Instruction:
Quote the listing below in full and exactly as written, but omit every picture.
------ Data section
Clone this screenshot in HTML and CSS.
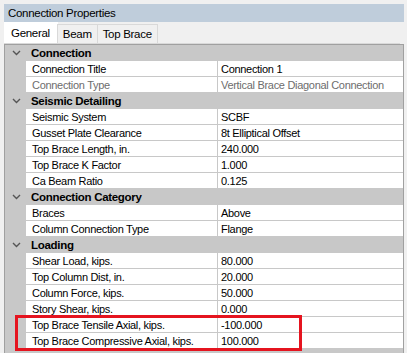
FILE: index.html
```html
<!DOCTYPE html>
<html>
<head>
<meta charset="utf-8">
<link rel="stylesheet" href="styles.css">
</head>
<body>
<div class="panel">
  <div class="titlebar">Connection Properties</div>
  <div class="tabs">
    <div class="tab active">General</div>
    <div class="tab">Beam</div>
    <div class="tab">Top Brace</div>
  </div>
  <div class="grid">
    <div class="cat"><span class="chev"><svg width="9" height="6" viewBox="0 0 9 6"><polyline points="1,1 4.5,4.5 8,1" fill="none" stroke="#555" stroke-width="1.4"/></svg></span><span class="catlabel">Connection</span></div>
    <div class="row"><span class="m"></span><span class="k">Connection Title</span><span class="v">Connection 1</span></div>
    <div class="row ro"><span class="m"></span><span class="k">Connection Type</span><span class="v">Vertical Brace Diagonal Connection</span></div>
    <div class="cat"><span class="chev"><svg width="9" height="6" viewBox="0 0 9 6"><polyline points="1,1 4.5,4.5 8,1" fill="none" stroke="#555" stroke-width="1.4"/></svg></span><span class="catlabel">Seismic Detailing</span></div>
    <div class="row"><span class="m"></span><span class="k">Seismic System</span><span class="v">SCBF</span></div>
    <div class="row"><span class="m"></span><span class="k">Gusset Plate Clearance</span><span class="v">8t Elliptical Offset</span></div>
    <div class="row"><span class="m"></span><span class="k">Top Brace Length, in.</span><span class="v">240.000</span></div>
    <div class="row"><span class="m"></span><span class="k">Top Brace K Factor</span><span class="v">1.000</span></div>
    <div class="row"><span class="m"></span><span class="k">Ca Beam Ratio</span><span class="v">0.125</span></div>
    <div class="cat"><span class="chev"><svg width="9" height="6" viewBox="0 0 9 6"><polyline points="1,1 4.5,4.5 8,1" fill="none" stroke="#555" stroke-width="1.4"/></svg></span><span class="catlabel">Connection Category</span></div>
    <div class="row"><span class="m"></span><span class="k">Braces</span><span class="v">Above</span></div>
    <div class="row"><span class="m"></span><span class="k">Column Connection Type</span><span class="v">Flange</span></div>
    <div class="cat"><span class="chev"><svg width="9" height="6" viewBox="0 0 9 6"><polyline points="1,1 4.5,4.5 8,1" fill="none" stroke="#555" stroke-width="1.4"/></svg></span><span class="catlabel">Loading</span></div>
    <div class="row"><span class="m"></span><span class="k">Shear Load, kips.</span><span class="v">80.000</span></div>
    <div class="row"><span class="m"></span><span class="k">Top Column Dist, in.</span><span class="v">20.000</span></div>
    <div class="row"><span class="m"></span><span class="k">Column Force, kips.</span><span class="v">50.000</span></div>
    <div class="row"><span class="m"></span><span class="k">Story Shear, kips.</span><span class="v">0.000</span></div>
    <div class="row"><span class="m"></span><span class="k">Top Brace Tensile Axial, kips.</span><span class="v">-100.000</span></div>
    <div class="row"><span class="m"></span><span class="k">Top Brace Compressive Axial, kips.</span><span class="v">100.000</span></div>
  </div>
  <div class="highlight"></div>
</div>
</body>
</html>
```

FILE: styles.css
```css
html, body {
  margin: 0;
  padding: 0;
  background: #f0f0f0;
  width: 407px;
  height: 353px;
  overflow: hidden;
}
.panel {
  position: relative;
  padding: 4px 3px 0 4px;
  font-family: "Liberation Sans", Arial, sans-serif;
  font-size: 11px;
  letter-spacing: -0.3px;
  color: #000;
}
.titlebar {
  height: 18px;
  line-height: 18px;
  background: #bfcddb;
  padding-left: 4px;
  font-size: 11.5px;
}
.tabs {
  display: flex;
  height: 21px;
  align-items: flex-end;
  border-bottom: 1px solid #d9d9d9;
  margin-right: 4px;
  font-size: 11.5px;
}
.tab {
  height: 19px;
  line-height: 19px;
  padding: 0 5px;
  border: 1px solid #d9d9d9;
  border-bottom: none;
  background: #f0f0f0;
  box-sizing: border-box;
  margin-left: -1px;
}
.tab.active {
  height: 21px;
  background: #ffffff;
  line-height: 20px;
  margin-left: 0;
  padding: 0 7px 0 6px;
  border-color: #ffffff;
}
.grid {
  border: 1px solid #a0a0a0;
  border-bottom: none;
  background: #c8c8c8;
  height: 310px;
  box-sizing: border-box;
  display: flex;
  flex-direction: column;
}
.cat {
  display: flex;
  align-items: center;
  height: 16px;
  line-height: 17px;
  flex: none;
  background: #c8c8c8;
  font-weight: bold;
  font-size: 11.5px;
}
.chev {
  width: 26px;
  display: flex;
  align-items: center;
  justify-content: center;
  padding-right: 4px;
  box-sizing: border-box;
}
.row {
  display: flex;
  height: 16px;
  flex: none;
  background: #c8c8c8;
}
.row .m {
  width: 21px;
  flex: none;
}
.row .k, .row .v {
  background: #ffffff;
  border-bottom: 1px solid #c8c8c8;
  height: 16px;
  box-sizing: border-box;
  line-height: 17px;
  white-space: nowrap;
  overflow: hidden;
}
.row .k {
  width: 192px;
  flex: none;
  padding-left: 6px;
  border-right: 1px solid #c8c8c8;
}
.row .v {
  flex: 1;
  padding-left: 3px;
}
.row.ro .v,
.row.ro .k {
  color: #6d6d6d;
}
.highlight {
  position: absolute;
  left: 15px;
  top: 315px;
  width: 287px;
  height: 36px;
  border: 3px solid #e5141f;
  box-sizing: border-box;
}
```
------------
Correct answer:
Clone this screenshot in HTML and CSS.
FILE: index.html
```html
<!DOCTYPE html>
<html>
<head>
<meta charset="utf-8">
<link rel="stylesheet" href="styles.css">
</head>
<body>
<div class="panel">
  <div class="titlebar">Connection Properties</div>
  <div class="tabs">
    <div class="tab active">General</div>
    <div class="tab">Beam</div>
    <div class="tab">Top Brace</div>
  </div>
  <div class="grid">
    <div class="cat"><span class="chev"><svg width="9" height="6" viewBox="0 0 9 6"><polyline points="1,1 4.5,4.5 8,1" fill="none" stroke="#555" stroke-width="1.4"/></svg></span><span class="catlabel">Connection</span></div>
    <div class="row"><span class="m"></span><span class="k">Connection Title</span><span class="v">Connection 1</span></div>
    <div class="row ro"><span class="m"></span><span class="k">Connection Type</span><span class="v">Vertical Brace Diagonal Connection</span></div>
    <div class="cat"><span class="chev"><svg width="9" height="6" viewBox="0 0 9 6"><polyline points="1,1 4.5,4.5 8,1" fill="none" stroke="#555" stroke-width="1.4"/></svg></span><span class="catlabel">Seismic Detailing</span></div>
    <div class="row"><span class="m"></span><span class="k">Seismic System</span><span class="v">SCBF</span></div>
    <div class="row"><span class="m"></span><span class="k">Gusset Plate Clearance</span><span class="v">8t Elliptical Offset</span></div>
    <div class="row"><span class="m"></span><span class="k">Top Brace Length, in.</span><span class="v">240.000</span></div>
    <div class="row"><span class="m"></span><span class="k">Top Brace K Factor</span><span class="v">1.000</span></div>
    <div class="row"><span class="m"></span><span class="k">Ca Beam Ratio</span><span class="v">0.125</span></div>
    <div class="cat"><span class="chev"><svg width="9" height="6" viewBox="0 0 9 6"><polyline points="1,1 4.5,4.5 8,1" fill="none" stroke="#555" stroke-width="1.4"/></svg></span><span class="catlabel">Connection Category</span></div>
    <div class="row"><span class="m"></span><span class="k">Braces</span><span class="v">Above</span></div>
    <div class="row"><span class="m"></span><span class="k">Column Connection Type</span><span class="v">Flange</span></div>
    <div class="cat"><span class="chev"><svg width="9" height="6" viewBox="0 0 9 6"><polyline points="1,1 4.5,4.5 8,1" fill="none" stroke="#555" stroke-width="1.4"/></svg></span><span class="catlabel">Loading</span></div>
    <div class="row"><span class="m"></span><span class="k">Shear Load, kips.</span><span class="v">80.000</span></div>
    <div class="row"><span class="m"></span><span class="k">Top Column Dist, in.</span><span class="v">20.000</span></div>
    <div class="row"><span class="m"></span><span class="k">Column Force, kips.</span><span class="v">50.000</span></div>
    <div class="row"><span class="m"></span><span class="k">Story Shear, kips.</span><span class="v">0.000</span></div>
    <div class="row"><span class="m"></span><span class="k">Top Brace Tensile Axial, kips.</span><span class="v">-100.000</span></div>
    <div class="row"><span class="m"></span><span class="k">Top Brace Compressive Axial, kips.</span><span class="v">100.000</span></div>
  </div>
  <div class="highlight"></div>
</div>
</body>
</html>
```

FILE: styles.css
```css
html, body {
  margin: 0;
  padding: 0;
  background: #f0f0f0;
  width: 407px;
  height: 353px;
  overflow: hidden;
}
.panel {
  position: relative;
  padding: 4px 3px 0 4px;
  font-family: "Liberation Sans", Arial, sans-serif;
  font-size: 11px;
  letter-spacing: -0.3px;
  color: #000;
}
.titlebar {
  height: 18px;
  line-height: 18px;
  background: #bfcddb;
  padding-left: 4px;
  font-size: 11.5px;
}
.tabs {
  display: flex;
  height: 21px;
  align-items: flex-end;
  border-bottom: 1px solid #d9d9d9;
  margin-right: 4px;
  font-size: 11.5px;
}
.tab {
  height: 19px;
  line-height: 19px;
  padding: 0 5px;
  border: 1px solid #d9d9d9;
  border-bottom: none;
  background: #f0f0f0;
  box-sizing: border-box;
  margin-left: -1px;
}
.tab.active {
  height: 21px;
  background: #ffffff;
  line-height: 20px;
  margin-left: 0;
  padding: 0 7px 0 6px;
  border-color: #ffffff;
}
.grid {
  border: 1px solid #a0a0a0;
  border-bottom: none;
  background: #c8c8c8;
  height: 310px;
  box-sizing: border-box;
  display: flex;
  flex-direction: column;
}
.cat {
  display: flex;
  align-items: center;
  height: 16px;
  line-height: 17px;
  flex: none;
  background: #c8c8c8;
  font-weight: bold;
  font-size: 11.5px;
}
.chev {
  width: 26px;
  display: flex;
  align-items: center;
  justify-content: center;
  padding-right: 4px;
  box-sizing: border-box;
}
.row {
  display: flex;
  height: 16px;
  flex: none;
  background: #c8c8c8;
}
.row .m {
  width: 21px;
  flex: none;
}
.row .k, .row .v {
  background: #ffffff;
  border-bottom: 1px solid #c8c8c8;
  height: 16px;
  box-sizing: border-box;
  line-height: 17px;
  white-space: nowrap;
  overflow: hidden;
}
.row .k {
  width: 192px;
  flex: none;
  padding-left: 6px;
  border-right: 1px solid #c8c8c8;
}
.row .v {
  flex: 1;
  padding-left: 3px;
}
.row.ro .v,
.row.ro .k {
  color: #6d6d6d;
}
.highlight {
  position: absolute;
  left: 15px;
  top: 315px;
  width: 287px;
  height: 36px;
  border: 3px solid #e5141f;
  box-sizing: border-box;
}
```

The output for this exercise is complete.